I implemented Optional/Maybe in one of my projects: OptionalValue.kt. I utilized inline class with special Absent object, so I believe it should be pretty efficient CPU/memory-wise, but I didn’t test it thoroughly yet.

1 Like

Both T? and Option<T> are actually a sum of two types: T and a single-value type ( null or “Option.EMPTY”).

@broot I see that you actually describe cases where two such types are not enough: you need three. And you propose to solve this by a combination ( a sum) of these two types (or by Option<Option<T>>).
I would call this a naïve implementation of a more complex type.

So I think that instead of introduction into a general usage of another similar type, we better create / use a generic type that naturally has three type values, e.g. NULL | EMPTY | T
This could be implemented in Kotlin as a sealed generic class of three classes… ( I see something similar here: How to get objects in invariant generic sealed classes? )

More on types here: GitHub - hmemcpy/milewski-ctfp-pdf: Bartosz Milewski's 'Category Theory for Programmers' unofficial PDF and LaTeX source and in Kotlin: Union types - #27 by damianw

2 Likes

TLDR: I don’t agree :wink:

Yes, technically speaking it allows to store 3 distinct states: non-null value, null, absent/undefined. Still, I like to think about it conceptually as a generic wrapper with only two states (present/defined, absent/undefined) and containing any arbitrary Kotlin type. As Kotlin supports nullable types, we have 3 states in total. I believe this is more… precise or consistent (?).

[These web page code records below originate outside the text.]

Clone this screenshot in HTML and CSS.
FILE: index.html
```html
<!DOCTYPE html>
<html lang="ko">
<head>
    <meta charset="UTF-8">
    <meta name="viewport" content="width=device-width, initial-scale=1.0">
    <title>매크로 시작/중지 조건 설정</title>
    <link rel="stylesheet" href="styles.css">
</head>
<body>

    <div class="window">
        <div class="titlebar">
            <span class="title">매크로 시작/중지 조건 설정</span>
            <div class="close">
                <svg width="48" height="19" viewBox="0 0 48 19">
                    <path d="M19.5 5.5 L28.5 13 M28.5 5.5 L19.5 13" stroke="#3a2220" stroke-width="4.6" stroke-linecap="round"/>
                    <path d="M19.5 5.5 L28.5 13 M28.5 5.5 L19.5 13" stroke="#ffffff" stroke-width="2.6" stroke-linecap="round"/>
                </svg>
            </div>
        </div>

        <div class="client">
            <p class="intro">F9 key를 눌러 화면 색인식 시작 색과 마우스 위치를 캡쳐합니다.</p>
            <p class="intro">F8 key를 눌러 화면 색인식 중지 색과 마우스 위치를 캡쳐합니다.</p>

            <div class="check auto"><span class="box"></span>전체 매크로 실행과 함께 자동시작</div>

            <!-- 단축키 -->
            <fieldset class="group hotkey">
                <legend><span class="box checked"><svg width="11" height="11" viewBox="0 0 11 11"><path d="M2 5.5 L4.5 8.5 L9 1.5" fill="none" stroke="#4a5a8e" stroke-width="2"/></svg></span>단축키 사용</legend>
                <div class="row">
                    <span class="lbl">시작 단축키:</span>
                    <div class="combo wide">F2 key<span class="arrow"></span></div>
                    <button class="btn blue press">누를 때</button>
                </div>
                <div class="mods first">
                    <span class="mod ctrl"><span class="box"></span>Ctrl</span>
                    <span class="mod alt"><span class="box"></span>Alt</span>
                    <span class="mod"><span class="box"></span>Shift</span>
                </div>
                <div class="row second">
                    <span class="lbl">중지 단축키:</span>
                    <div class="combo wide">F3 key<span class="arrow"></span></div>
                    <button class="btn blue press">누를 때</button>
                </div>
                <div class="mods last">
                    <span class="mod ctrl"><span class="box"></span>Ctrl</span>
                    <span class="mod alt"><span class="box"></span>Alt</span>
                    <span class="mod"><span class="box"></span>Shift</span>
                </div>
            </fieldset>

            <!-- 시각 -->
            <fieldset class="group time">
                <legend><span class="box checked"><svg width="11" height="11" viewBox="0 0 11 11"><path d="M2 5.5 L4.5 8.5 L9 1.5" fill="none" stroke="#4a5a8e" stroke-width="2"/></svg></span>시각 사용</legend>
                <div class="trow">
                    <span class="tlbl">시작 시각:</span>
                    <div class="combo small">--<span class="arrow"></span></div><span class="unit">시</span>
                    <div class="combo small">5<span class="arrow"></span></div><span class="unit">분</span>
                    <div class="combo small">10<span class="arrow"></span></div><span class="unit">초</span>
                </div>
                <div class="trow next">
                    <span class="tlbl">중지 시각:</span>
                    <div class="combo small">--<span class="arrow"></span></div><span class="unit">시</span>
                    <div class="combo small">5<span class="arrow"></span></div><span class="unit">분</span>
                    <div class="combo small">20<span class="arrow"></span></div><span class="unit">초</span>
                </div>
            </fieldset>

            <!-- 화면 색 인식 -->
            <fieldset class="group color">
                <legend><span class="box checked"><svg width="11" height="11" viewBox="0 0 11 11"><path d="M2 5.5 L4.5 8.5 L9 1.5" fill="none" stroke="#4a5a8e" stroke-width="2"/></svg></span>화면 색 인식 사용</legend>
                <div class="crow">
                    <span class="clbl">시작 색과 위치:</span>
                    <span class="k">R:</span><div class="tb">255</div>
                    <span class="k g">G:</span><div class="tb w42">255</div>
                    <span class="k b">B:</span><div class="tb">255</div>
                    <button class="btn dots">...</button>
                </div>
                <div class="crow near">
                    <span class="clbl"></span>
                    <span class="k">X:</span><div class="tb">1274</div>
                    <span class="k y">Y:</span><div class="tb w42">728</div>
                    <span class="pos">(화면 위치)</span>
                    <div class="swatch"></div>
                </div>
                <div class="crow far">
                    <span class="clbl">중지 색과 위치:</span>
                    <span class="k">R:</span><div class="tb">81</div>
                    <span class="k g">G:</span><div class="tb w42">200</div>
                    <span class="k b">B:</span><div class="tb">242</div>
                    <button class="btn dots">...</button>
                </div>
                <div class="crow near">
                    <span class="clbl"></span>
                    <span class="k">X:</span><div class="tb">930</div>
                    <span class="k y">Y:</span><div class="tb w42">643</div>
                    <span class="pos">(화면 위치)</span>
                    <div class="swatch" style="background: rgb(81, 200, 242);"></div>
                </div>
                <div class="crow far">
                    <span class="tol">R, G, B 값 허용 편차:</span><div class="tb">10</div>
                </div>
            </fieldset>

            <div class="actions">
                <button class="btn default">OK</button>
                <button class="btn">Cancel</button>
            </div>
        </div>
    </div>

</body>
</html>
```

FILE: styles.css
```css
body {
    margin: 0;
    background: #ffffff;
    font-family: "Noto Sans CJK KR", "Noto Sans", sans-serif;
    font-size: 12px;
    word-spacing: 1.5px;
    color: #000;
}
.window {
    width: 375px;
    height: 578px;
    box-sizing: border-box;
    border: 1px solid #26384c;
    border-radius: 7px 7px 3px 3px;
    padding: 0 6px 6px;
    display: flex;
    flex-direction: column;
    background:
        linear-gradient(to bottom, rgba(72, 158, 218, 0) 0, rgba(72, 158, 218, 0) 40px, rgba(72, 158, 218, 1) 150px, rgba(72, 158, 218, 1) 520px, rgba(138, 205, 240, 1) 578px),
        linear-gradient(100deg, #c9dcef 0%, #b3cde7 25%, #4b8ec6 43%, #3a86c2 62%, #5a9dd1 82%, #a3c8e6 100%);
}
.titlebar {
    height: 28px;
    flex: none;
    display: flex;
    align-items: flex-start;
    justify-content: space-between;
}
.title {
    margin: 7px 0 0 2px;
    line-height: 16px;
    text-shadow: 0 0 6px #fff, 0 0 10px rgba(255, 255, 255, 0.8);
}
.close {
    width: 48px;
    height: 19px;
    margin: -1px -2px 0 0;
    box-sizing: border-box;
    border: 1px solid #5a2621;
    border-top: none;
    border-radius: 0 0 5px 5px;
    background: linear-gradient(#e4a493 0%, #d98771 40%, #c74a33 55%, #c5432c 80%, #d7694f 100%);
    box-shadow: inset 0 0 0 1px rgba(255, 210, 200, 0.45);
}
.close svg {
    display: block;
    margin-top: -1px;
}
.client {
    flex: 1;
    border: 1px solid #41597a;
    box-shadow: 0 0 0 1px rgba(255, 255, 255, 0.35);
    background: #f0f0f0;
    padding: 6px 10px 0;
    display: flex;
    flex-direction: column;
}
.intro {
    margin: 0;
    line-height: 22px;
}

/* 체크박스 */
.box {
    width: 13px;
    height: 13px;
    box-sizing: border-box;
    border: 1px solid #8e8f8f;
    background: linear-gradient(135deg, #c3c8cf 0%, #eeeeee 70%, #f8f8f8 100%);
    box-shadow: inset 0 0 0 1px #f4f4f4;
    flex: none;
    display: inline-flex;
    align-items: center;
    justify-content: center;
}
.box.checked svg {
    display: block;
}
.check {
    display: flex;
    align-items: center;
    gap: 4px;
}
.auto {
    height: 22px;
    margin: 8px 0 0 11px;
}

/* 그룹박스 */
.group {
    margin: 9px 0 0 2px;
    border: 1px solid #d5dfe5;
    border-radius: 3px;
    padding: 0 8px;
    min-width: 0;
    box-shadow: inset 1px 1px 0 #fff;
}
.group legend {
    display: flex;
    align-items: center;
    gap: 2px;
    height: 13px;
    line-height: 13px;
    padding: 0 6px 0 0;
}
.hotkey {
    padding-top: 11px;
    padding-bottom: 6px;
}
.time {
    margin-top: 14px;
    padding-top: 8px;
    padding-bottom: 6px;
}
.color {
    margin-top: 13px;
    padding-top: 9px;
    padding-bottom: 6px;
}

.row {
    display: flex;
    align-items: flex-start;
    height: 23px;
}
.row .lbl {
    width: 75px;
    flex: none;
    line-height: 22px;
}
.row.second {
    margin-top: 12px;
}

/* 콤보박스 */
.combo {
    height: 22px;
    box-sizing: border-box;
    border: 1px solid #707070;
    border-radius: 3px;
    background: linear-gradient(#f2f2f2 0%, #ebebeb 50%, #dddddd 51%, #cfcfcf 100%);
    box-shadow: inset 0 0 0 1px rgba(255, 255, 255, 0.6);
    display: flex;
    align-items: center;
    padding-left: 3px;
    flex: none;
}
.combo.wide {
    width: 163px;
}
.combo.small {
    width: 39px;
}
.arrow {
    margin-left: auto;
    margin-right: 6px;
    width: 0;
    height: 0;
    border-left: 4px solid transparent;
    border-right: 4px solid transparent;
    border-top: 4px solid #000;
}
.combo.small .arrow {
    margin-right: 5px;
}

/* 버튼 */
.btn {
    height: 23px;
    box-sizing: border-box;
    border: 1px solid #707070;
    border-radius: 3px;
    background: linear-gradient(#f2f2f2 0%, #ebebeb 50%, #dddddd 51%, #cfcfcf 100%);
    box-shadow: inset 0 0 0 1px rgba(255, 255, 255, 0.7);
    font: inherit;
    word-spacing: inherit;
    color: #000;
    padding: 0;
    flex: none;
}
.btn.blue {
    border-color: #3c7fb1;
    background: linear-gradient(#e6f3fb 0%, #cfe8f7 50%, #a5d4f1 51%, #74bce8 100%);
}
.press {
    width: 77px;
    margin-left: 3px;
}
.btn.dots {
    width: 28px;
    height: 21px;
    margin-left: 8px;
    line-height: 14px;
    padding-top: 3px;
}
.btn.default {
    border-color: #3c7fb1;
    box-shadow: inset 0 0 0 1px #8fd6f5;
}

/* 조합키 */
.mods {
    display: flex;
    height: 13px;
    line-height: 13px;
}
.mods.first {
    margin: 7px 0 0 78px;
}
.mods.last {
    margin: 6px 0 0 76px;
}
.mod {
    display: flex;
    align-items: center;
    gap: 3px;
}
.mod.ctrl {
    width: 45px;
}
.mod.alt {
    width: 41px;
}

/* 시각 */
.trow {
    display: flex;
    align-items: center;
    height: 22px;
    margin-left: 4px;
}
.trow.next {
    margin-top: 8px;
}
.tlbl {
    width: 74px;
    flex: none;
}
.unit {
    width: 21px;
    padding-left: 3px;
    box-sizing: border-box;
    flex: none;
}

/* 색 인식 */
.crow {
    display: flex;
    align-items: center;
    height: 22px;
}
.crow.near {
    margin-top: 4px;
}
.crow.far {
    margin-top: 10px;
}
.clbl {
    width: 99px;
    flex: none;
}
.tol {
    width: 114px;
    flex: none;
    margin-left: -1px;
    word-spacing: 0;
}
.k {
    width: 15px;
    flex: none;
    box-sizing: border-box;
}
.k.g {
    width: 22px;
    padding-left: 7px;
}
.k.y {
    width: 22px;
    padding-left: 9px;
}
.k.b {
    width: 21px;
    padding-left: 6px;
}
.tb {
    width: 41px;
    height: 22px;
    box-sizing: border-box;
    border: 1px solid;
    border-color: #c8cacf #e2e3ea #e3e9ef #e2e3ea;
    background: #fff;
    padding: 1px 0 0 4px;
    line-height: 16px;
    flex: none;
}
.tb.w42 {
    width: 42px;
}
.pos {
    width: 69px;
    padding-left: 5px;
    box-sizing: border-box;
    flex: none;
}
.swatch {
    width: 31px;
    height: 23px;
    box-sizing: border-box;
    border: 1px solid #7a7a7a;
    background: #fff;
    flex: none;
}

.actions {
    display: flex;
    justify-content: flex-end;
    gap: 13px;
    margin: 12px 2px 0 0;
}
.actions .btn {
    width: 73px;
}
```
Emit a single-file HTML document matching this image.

Let’s assume we have some kind of entity object:

data class User(
    val username: String,
    val age: Int? // null means "no information" and this is different than 0.
)

Now, we need a way to describe changes made to this object, for example to have an audit log of changes. We need 2 states for username (changed to X, not changed) and 3 states for age (changed to X, changed to “no info”, not changed), so we could implement this as:

data class UserChanges(val username: String?, val age: Option<Int>)

But this is not really consistent, because we handle nullable and not nullable types differently. For each property we would need to think: “How many states do we need here?” and “not changed” would be sometimes represented as null and sometimes as Option.EMPTY. It would be much more straightforward and consistent to just wrap each property with Option<>.

Alternatively, we can do this as:

data class UserChanges(val username: Option<String>, val age: Option<Int>)

, but then we lose information about nullability and always see all three states, even if NULL state is never used (e.g. for username). We can also do:

data class UserChanges(val username: Option<String>, val age: Option<Int?>)

, but then I think we lost the whole point of our three-state Option type. We introduced it in the first place to avoid a “two-state in a two-state” situation. However, by looking at the last example we clearly see that actually we are back at the starting point. We have Option type which tells us there could be 2 states (present, absent) and there is a type parameter T which could provide a single or two states. If we design Option as a three-state type, we introduce several problems:

  • It is a litte confusing, because we first said it is a three-state type and now we say: well, not always, its 2 or 3 - depending on its type parameter T.
  • For the similar reason, it would be impossible to provide a clean API for reacting exhaustively to its contents. I mean something like when statement for enums or Result.fold(). It is impossible, because Option<String> has 2 states and Option<Int?> has 3 states.
  • In most cases we would convert null to special Option.NULL value only to convert it back to null when reading.
  • Arguably, in most cases we don’t really want to separate all three states, but only present and absent. In our original User class we had age stored as Int?, so I think it is a reasonable assumption that when reading a list of changes to some user (for example to apply it into another user), we really need only two states: age not changed, age changed to a new Int? value.

If we design Option with only two states: present and absent, everything becomes simpler and cleaner. Option doesn’t care about null values, it doesn’t handle them in a special way. It just passes its T type (which could be nullable) and this is it.

And yes, it could be implemented as sealed class. I prefer inline class, because it does the same thing, but is more memory efficient. Maybe CPU-efficient as well, but I’m not sure about this.

Sorry for a long comment, it is hard to explain it in a few sentences.

We both agree that usage of Option or some other types is a matter of personal preference and of a task at hand. And any desired type can be easily implemented.
But in any case this is not about lack of something in Kotlin core :slight_smile:

A major benefit is a substantial performance improvement for fundamental types.

val a: Int? = 1          // boxing occurs
val a: Optional<Int> = 1 // no boxing occurs

If value classes accepted a generic value, Optional could then be implemented with a value class (as in @broot’s example) while avoiding boxing (unlike in @broot’s example).

I’m not sure if I understand you correctly. On JVM level everything is either a primitive or an object. If it is a primitive then it can’t store any additional information than just a value. We can’t create a primitive integer with nullability or any other extra state.

Well… actually we can, by reserving some integer values for these extra states, so e.g. NULL is stored as Int.MIN_VALUE and ABSENT is Int.MIN_VALUE + 1. Using this technique and Kotlin’s value classes we can create a nulllable Int that doesn’t need boxing. Even my OptionalValue example could be rewritten for integers and I believe it will avoid boxing. Unfortunately, we would need to implement a separate OptionalValue for each primitive type. Is this what you asked for?

How can you avoid boxing in Optional<Int>? That will either need to store an Int? OR be something that needs to be manipulated via an interface so that you have a “present” and an “absent” implementation.

To avoid boxing with Optional<T>, it can be implemented by having the compiler translate Optional<Short> to a value class holding a Int, translate Optional<Int> to a value class holding a Long, and so on. One of the unused bits would be used as the “value present” flag.

Of course the compiler would then have to forbid Optional<Long> and Optional<Double>.

This is somewhat unorthogonal but as you correctly point out, there’s currently no other way on the JVM.